■ What to work on: List each line of the data that holds the string "components".

■ Given material:
* START *
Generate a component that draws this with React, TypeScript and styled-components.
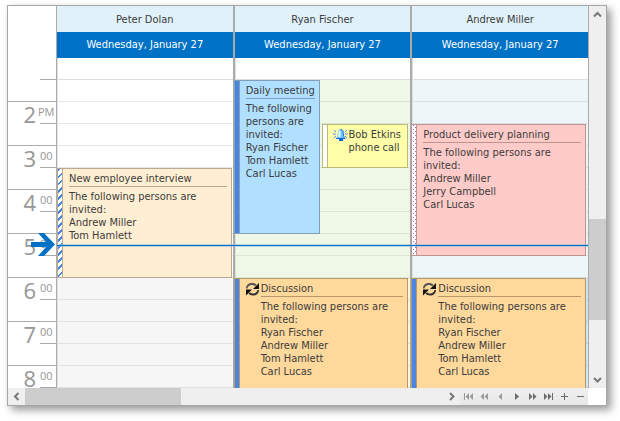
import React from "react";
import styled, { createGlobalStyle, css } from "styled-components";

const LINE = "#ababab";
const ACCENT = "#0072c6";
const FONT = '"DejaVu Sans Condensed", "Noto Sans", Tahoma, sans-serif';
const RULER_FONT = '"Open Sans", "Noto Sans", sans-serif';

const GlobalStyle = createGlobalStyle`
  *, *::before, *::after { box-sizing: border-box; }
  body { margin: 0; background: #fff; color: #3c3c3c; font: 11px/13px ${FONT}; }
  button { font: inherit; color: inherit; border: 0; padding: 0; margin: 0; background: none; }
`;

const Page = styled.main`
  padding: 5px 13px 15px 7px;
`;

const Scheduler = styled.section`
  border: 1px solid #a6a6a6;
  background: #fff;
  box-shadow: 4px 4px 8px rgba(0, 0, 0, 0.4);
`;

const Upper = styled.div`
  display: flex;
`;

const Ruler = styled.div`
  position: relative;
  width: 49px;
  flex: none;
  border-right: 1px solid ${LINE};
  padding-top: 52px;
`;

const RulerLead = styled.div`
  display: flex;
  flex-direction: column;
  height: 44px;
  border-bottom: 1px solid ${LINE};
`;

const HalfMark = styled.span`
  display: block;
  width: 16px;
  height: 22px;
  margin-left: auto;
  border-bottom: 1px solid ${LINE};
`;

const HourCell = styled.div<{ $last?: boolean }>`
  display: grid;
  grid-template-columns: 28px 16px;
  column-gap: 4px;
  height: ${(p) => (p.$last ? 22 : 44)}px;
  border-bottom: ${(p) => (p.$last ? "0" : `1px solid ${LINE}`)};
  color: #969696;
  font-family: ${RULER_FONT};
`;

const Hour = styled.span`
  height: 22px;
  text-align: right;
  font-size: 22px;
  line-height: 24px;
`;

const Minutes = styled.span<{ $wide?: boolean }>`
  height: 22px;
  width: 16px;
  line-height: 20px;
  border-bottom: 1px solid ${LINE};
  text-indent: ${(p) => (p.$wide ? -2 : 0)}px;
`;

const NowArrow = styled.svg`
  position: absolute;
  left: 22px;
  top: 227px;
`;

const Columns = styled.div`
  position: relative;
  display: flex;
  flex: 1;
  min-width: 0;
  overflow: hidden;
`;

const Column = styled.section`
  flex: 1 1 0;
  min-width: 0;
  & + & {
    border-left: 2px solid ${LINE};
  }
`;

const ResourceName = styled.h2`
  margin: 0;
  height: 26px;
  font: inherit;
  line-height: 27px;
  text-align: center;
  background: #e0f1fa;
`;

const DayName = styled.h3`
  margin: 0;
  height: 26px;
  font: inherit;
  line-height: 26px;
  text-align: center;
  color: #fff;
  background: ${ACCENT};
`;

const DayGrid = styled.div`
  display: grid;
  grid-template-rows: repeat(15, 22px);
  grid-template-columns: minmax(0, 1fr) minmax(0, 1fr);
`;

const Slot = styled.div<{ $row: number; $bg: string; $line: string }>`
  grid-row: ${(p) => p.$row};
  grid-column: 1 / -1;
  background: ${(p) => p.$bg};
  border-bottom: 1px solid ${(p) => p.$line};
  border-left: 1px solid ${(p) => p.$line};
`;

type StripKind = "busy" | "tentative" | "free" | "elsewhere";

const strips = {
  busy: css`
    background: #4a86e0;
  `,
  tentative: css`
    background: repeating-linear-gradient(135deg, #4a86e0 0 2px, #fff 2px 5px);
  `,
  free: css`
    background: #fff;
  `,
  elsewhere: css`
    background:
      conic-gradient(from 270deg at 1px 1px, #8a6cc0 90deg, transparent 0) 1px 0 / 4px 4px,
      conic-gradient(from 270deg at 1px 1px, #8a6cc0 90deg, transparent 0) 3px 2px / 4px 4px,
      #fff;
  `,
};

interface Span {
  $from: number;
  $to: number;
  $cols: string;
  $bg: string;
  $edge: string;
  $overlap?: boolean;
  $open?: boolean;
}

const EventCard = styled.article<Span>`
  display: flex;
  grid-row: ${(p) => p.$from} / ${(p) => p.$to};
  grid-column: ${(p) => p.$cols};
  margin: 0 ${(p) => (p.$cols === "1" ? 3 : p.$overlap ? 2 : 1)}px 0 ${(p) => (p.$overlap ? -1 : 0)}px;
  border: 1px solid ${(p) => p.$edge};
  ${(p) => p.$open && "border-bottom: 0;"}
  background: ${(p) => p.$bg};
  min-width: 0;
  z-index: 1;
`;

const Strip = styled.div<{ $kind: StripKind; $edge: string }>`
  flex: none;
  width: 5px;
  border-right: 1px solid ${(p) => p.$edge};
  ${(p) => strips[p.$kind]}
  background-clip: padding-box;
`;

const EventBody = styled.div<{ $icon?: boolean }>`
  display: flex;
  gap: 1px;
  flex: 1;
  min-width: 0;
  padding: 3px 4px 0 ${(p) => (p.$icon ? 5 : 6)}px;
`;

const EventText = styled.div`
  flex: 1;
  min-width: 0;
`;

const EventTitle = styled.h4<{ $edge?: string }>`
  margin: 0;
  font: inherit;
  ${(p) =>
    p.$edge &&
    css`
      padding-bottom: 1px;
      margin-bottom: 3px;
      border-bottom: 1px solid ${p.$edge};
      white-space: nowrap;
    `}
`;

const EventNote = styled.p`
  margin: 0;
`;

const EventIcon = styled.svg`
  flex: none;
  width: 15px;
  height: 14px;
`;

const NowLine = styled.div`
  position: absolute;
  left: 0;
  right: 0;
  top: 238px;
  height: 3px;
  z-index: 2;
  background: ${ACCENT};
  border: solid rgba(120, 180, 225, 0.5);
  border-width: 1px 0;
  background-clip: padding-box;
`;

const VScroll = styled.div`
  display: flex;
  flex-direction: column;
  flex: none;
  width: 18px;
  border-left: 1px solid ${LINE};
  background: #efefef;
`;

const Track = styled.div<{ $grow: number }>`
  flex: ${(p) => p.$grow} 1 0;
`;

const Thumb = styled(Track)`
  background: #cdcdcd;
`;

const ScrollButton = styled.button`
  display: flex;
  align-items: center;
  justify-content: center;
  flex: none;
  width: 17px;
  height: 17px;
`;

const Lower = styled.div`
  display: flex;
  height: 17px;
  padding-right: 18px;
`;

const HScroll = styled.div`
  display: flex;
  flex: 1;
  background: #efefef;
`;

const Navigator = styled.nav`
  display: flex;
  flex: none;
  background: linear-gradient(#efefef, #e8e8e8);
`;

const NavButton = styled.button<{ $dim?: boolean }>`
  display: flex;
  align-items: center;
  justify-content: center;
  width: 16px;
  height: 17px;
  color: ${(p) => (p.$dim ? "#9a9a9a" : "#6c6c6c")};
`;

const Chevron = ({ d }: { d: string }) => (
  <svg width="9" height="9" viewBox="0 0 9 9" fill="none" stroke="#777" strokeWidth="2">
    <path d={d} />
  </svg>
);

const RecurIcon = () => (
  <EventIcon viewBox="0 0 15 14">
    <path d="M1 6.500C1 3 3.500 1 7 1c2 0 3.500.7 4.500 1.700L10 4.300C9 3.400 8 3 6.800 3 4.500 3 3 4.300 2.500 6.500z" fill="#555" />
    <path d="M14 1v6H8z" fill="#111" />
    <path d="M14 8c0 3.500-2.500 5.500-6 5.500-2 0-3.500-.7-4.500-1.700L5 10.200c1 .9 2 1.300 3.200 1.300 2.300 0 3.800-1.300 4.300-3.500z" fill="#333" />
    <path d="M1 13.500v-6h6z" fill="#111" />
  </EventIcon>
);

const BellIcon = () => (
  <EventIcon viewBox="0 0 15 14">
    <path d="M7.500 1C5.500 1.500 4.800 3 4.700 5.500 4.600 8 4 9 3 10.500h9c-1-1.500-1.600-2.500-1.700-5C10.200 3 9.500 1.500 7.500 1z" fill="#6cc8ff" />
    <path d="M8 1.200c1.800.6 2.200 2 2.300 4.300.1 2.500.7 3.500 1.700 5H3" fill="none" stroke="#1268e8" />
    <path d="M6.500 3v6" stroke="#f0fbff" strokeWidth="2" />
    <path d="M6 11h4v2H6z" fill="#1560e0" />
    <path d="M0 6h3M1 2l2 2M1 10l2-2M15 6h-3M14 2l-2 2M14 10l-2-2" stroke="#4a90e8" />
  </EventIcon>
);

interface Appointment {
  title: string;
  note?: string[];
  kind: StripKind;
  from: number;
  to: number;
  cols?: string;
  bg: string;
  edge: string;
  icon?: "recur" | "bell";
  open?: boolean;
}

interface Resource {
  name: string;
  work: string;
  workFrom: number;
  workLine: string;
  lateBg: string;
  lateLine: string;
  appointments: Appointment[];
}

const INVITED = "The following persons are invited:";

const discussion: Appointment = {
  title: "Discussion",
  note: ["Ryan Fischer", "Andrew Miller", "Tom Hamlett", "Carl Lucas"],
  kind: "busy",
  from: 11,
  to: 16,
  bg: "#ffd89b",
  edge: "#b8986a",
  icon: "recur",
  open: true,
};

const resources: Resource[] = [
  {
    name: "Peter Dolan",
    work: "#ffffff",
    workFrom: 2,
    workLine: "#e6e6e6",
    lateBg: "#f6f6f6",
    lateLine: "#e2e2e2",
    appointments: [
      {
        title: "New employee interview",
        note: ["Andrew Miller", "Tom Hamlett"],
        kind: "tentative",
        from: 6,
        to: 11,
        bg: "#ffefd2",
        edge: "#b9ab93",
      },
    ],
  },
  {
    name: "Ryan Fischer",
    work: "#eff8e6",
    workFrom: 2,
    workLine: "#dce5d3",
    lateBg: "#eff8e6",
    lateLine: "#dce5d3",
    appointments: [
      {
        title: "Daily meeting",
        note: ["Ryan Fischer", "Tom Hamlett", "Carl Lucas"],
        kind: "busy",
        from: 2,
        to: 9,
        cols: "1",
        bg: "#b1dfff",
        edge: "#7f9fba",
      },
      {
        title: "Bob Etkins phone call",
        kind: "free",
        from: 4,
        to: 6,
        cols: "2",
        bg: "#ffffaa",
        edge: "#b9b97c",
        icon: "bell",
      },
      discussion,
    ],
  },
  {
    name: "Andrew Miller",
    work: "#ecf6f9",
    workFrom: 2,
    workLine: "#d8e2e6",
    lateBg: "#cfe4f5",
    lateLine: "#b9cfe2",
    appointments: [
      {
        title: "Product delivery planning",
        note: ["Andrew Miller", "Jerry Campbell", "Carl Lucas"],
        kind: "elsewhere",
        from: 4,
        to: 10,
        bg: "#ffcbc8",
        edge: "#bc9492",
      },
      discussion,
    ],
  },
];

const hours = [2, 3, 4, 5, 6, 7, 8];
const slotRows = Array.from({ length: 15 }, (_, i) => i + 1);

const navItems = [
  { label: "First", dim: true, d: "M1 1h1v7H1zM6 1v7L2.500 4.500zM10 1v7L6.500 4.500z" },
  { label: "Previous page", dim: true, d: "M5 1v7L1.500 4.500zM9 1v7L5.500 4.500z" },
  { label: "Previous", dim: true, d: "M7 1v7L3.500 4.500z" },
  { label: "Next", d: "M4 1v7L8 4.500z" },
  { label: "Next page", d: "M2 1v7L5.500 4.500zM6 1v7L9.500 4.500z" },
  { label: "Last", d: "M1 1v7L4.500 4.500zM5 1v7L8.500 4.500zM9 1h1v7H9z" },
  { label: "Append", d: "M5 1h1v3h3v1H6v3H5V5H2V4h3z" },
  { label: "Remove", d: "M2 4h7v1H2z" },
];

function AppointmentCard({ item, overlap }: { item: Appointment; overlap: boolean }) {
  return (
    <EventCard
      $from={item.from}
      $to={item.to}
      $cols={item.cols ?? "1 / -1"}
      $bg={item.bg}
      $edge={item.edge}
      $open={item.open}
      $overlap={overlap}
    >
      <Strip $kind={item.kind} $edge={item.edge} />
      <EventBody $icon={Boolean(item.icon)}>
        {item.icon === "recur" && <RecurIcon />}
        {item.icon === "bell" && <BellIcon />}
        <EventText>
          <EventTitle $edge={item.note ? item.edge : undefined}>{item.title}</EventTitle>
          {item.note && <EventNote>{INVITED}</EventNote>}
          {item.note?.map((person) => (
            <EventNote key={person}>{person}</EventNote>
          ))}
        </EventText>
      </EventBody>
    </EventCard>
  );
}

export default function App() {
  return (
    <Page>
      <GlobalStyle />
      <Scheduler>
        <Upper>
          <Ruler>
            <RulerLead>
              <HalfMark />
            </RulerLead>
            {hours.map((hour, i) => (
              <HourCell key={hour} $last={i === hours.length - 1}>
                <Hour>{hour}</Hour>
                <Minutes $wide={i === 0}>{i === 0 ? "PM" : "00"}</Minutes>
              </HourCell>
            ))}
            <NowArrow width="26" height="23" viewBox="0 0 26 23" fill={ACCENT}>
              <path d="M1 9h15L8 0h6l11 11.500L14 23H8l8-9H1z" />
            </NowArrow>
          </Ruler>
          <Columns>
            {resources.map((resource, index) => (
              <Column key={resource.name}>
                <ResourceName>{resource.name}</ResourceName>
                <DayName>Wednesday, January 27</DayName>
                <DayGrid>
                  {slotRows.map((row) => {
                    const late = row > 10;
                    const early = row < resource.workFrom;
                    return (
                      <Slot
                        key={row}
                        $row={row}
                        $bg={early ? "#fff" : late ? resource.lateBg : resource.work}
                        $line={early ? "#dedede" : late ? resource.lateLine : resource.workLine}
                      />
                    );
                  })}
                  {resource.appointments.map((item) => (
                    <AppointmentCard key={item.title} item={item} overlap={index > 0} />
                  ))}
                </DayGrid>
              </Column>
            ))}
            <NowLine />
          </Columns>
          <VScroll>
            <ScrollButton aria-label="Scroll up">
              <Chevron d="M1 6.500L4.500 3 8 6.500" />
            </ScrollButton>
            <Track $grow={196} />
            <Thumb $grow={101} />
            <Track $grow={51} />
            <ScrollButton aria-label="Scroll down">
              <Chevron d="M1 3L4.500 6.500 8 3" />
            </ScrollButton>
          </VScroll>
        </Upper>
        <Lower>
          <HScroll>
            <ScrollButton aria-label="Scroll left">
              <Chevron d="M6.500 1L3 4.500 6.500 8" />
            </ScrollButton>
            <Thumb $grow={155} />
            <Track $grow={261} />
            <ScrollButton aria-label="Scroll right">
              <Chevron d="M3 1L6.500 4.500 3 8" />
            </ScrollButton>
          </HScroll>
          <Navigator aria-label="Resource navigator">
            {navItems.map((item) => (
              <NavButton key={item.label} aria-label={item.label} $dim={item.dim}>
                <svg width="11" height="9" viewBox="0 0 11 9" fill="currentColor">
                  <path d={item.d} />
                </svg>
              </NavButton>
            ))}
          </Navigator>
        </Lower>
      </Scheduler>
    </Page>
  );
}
* END *
■ Solution to this task:
Generate a component that draws this with React, TypeScript and styled-components.
import styled, { createGlobalStyle, css } from "styled-components";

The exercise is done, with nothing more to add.